This week’s Riddler Classic is a short problem 3D geometry. Here we go! (I paraphrased the question)
A polyhedron has six edges. Five of the edges have length $1$. What is the largest possible volume?
Here is my solution
[Show Solution]
The only polyhedron with six edges is a tetrahedron, which is a pyramid with a triangular base. Two of the faces will be equilateral triangles that share a common edge.
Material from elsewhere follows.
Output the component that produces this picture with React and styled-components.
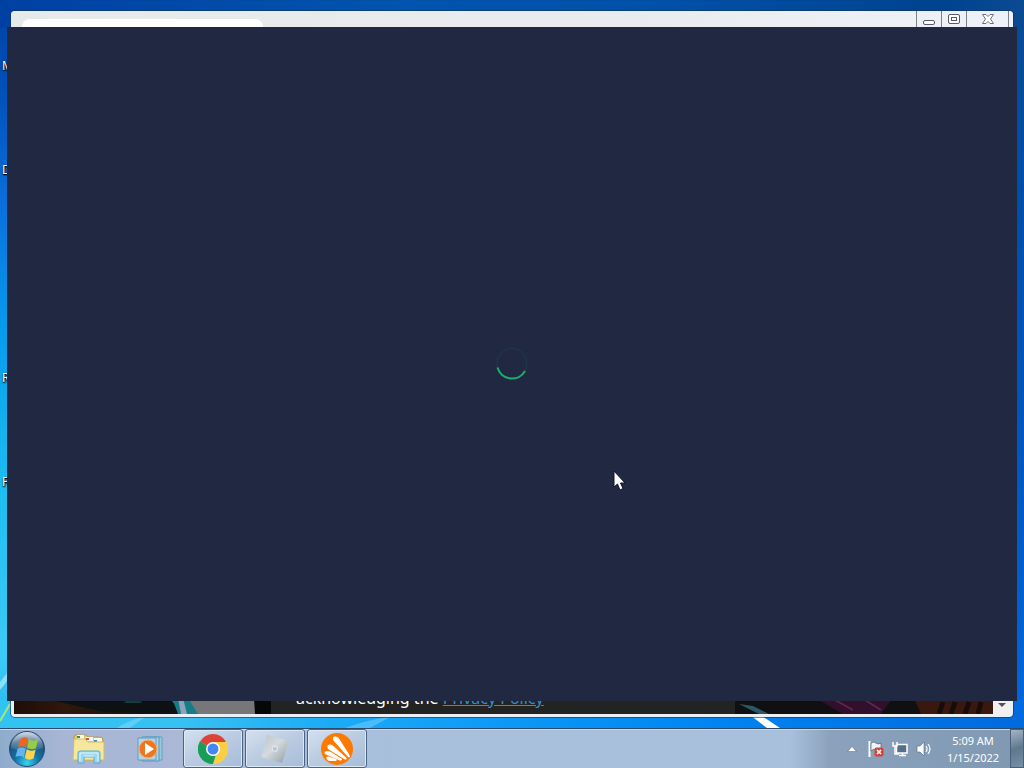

This accounts for the five edges of length 1. The length of the sixth edge is determined by the angle between the faces, which we will call $\theta$. Here is an animation showing the different tetrahedra you get as you vary $\theta$:
In this diagram, $AB=BC=AC=AD=BD=1$ and $OD=OC=\frac{\sqrt{3}}{2}$.
The volume is equal to
\begin{align}
V&=\frac{1}{3}(\text{Area of base})\cdot(\text{altitude}) \\
&= \frac{1}{3}(\text{Area ABC})\cdot(DG) \\
&= \frac{1}{3}\left( \frac{1}{2} (AB)(OC) \right) \cdot \left( (OD) \sin\theta \right) \\
&= \frac{1}{3} \cdot \frac{1}{2}\cdot 1 \cdot \frac{\sqrt{3}}{2} \cdot \frac{\sqrt{3}}{2} \cdot \sin\theta \\
&= \frac{1}{8}\cdot\sin\theta
\end{align}Therefore, the maximum volume is $\frac{1}{8}$ and it occurs when $\theta=90^\circ$. This is intuitive because the area of the base is fixed, so the largest volume occurs when the altitude is as large as possible.